Editorial: Elefantenhochzeiten

Unternehmenszusammenschlüsse, sogenannte "Elefantenhochzeiten", gibt es scheinbar besonders in der Computerbranche häufiger als es Elefanten gibt, und nur selten ist die Liaison fruchtbar.

ATARI fusionierte z.B. vor einigen Jahren mit dem Festplattenhersteller JTS, liess sich nach unglücklicher Ehe dann aber scheiden und fand jetzt ein Heim bei dem milliardenschweren, ehrwürdigen Amerikaner Hasbro, der ebenfalls eher verspielter Natur ist.

Dem Amiga ging es ähnlich. Jahrelang ungeliebte Mätresse vom gestrengen Biedermann Commodore, kam es vor 3 Jahren zu einer überraschenden Blitzhochzeit mit dem deutschen Industriellen EsCom. Obwohl angeblich Liebe auf den ersten Blick, hielt die Verbindung nur einige wenige Monate, da der einstmals so teure Gatte genau wie sein Vorgänger (ein Schelm, wer da Böses denkt) einen qualvollen, aber immerhin schnellen Tod starb, ohne seine neue Partnerin mit der versprochenen Mitgift zu beglücken. Das geplante Wunschkind "Walker" drohte dann auch eher als Totgeburt zu enden, weshalb man es kurzerhand in letzter Minute wieder abtrieb. Amiga zog es danach ins Dollar-Paradies, wo man bis heute eher unbemerkt ein etwas farbloses Dasein führt, was dem eigenen Naturell eigentlich herzlich wenig entspricht. Hin und wieder kommen immer noch Treueschwüre für die verstoßene Familie daheim über den großen Teich, deren Wahrheitsgehalt jedoch eher den Aussagen einheimischer Politiker gleichen.

Sogar der ehemalige Branchenprimus Apple hat zumindest ein "Techtelmechtel" mit dem bösen Nachbarskind Microsoft, auch wenn dieses natürlich von beiden Seiten heftig dementiert wird. Eine Traumhochzeit wäre es ja auch bei weitem nicht, und besonders Apple will das lang gehegte Image des ewigen Junggesellen um nichts in der Welt einbüßen. Trotzdem gibt es bereits gemeinsame Kinder, die nur schwerlich verleugnet werden können. Aus Sympathie und Liebe zum neuen Freund aus Redmond hat man bei Apple das eigene Betriebssystem kurzerhand so umfangreich und unbeweglich gestaltet, dass es Microsoft alle Ehre machen würde. Wollen wir hoffen, dass die zu Recht entsetzte Apple-Familie weitere Liebeserklärungen von Apple zu dem ungeliebten Emporkömmlung verhindern kann.

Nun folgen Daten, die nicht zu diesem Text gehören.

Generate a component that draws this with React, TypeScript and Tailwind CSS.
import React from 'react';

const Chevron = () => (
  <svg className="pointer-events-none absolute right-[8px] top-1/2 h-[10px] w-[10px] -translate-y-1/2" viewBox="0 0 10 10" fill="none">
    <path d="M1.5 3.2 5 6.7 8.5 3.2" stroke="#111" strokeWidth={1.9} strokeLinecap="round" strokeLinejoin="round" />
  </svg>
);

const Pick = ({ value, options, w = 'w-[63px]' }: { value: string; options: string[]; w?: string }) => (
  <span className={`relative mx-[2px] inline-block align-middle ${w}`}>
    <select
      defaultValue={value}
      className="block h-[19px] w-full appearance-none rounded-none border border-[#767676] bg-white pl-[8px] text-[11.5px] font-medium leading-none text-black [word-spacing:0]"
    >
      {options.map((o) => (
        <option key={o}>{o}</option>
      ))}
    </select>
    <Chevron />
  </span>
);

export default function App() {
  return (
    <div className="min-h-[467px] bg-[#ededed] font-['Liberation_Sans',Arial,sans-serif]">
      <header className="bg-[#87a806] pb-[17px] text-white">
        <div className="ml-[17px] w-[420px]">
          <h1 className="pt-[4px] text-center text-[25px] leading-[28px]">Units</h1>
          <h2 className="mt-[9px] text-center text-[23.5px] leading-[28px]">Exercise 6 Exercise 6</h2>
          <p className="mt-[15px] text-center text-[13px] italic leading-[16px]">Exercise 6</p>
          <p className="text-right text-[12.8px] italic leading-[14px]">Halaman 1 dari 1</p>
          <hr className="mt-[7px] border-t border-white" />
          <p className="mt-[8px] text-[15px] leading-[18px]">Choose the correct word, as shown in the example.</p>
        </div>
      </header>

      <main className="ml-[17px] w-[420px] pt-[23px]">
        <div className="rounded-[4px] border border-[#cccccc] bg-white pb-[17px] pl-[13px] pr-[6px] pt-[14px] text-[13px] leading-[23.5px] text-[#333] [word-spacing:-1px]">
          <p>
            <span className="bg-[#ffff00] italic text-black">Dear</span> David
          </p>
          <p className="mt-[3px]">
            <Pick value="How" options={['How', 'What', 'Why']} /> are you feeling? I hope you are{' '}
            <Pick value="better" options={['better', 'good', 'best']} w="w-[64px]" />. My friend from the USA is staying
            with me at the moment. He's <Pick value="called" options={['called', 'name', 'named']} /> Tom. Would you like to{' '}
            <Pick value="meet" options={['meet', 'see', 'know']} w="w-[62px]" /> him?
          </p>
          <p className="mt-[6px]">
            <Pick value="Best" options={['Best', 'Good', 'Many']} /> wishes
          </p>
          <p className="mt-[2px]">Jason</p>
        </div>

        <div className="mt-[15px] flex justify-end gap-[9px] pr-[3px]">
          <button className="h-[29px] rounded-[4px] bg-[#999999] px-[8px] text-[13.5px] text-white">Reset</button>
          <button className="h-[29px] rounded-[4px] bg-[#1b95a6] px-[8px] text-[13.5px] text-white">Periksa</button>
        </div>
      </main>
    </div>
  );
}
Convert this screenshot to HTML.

Und der Milan? Er mag sich so gar nicht mit faulen Äpfeln und Birnen anfreunden und geht lieber seine eigenen Wege. Zum Heiraten ist er auch noch viel zu jung. Er sucht sich lieber seine eigenen Freunde, um mit ihnen zukunftsträchtige Gemeinsamkeiten - wie z.B. das PCI-BIOS - bei einem lockeren Beisammensein zu pflegen. Eindringlingen aus der PC-Welt steht er zwar mit offenen Schnittstellen gegenüber, die Regeln diktiert er jedoch weiterhin mit seinem TOS-Querkopf selbst.

Ein Eigenbrötler für Eigenbrötler eben.